Mr Cumming said disabled pupils have "to go round the school to get from one level to another" and believes Thurso High, which was built over 60 years ago, would fall short of current disability legislation.

He said the problems impact on the pupils and the staff, although he stressed that the school and local Highland councillors have been "very supportive."

"It would be nice to get this work done before the summer or even at some point during the year," Mr Cumming added.

Highland councillor Matthew Reiss said disabled access at the school has been "a massive concern for several years", although a lot of preparatory work has been done. "The school is over 60 years old and was not designed to meet the needs of children with disabilities but we are trying to make the improvements as best as we can within the financial constraints of the budget," he said.

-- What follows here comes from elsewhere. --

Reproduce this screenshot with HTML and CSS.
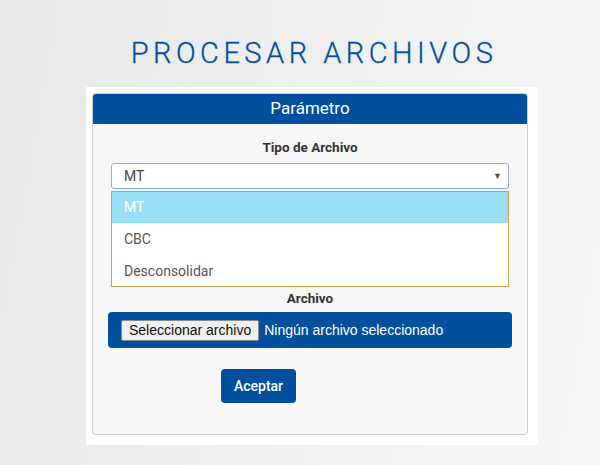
FILE: index.html
```html
<!DOCTYPE html>
<html lang="es">
<head>
    <meta charset="UTF-8">
    <meta name="viewport" content="width=device-width, initial-scale=1.0">
    <title>Procesar Archivos</title>
    <link rel="stylesheet" href="styles.css">
</head>
<body>
    <div class="page">
        <h1 class="page-title">PROCESAR ARCHIVOS</h1>

        <div class="wrapper">
            <div class="panel">
                <div class="panel-heading">Parámetro</div>
                <div class="panel-body">
                    <!-- Tipo de archivo -->
                    <label class="field-label">Tipo de Archivo</label>
                    <div class="select-box">
                        <span>MT</span>
                        <span class="caret">&#9660;</span>
                    </div>
                    <ul class="select-options">
                        <li class="selected">MT</li>
                        <li>CBC</li>
                        <li>Desconsolidar</li>
                    </ul>

                    <!-- Archivo -->
                    <label class="field-label archivo-label">Archivo</label>
                    <div class="file-bar">
                        <button class="file-btn">Seleccionar archivo</button>
                        <span class="file-name">Ningún archivo seleccionado</span>
                    </div>

                    <div class="actions">
                        <button class="accept-btn">Aceptar</button>
                    </div>
                </div>
            </div>
        </div>
    </div>
</body>
</html>
```

FILE: styles.css
```css
:root {
    --primary-color: #00509e;
    --panel-border: #cccccc;
    --panel-bg: #f7f7f7;
    --text-color: #333;
}

* {
    margin: 0;
    padding: 0;
    box-sizing: border-box;
}

body {
    font-family: 'Roboto', 'Liberation Sans', sans-serif;
    background: linear-gradient(100deg, #e8e8e8 0%, #f0f0f0 60%, #f7f7f7 100%);
    min-height: 465px;
}

.page {
    padding-top: 36px;
    width: 452px;
    margin-left: 86px;
}

.page-title {
    text-align: center;
    font-family: 'Roboto', sans-serif;
    font-weight: 300;
    font-size: 29px;
    letter-spacing: 4.5px;
    padding-left: 4px;
    color: var(--primary-color);
    line-height: 34px;
    height: 51px;
    -webkit-text-stroke: 0.3px var(--primary-color);
}

.wrapper {
    background: white;
    padding: 6px 10px 10px 6px;
}

.panel {
    border: 1px solid var(--panel-border);
    border-radius: 4px;
    background: var(--panel-bg);
    overflow: hidden;
}

.panel-heading {
    background: var(--primary-color);
    color: white;
    text-align: center;
    font-size: 17px;
    height: 31px;
    line-height: 30px;
    margin: -1px -1px 0 -1px;
    border-radius: 4px 4px 0 0;
}

.panel-body {
    padding: 14px 18px 31px 18px;
}

.field-label {
    display: block;
    text-align: center;
    font-weight: bold;
    font-size: 13.5px;
    line-height: 18px;
    color: var(--text-color);
}

.select-box {
    margin-top: 7px;
    height: 26px;
    background: white;
    border: 1px solid #7fb2e8;
    border-radius: 3px;
    display: flex;
    justify-content: space-between;
    align-items: center;
    padding: 0 6px 0 12px;
    font-size: 14px;
    color: #444;
}

.caret {
    font-size: 9px;
    color: #555;
}

.select-options {
    list-style: none;
    margin-top: 2px;
    border: 1px solid #d0a050;
    background: white;
    font-size: 14px;
    color: #555;
}

.select-options li {
    height: 32px;
    line-height: 32px;
    padding-left: 12px;
}

.select-options li:first-child {
    height: 31px;
    line-height: 31px;
}

.select-options li:last-child {
    height: 31px;
}

.select-options li.selected {
    background: #9bdff6;
    color: white;
}

.archivo-label {
    margin-top: 2px;
}

.file-bar {
    margin: 5px -3px 0 -3px;
    height: 36px;
    background: var(--primary-color);
    border-radius: 4px;
    display: flex;
    align-items: center;
    padding-left: 13px;
    font-family: 'Liberation Sans', Arial, sans-serif;
    font-size: 14px;
}

.file-btn {
    font-family: 'Liberation Sans', Arial, sans-serif;
    font-size: 14px;
    color: #111;
    background: #efefef;
    border: 1px solid #8a8a8a;
    border-radius: 2px;
    height: 21px;
    padding: 0 7px;
}

.file-name {
    color: white;
    margin-left: 5px;
}

.actions {
    margin-top: 21px;
    padding-left: 110px;
}

.accept-btn {
    font-family: 'Roboto', sans-serif;
    font-size: 14px;
    font-weight: 500;
    color: white;
    background: var(--primary-color);
    border: none;
    border-radius: 4px;
    width: 75px;
    height: 34px;
}
```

"However, I agree progress has been very slow. The most important improvement would be the installation of lifts but there are complex regulations concerning that."

Councillor Reiss is frustrated by the lack of progress on the issue and, like Mr Cumming, hopes "something will be done this year to help the small number of pupils affected". He said £250,000 had been set aside to improve disabled access at Thurso High.

"Progress has been very slow but there is light at the end of the tunnel," said the councillor, who praised staff at the school who often go "beyond the call of duty to help all the children".

Highland Council confirmed money is available to undertake work to improve the disabled access at the school. A spokeswoman said: "Officials are waiting on dates from contractors to visit the site to then provide us with a quote for the works required."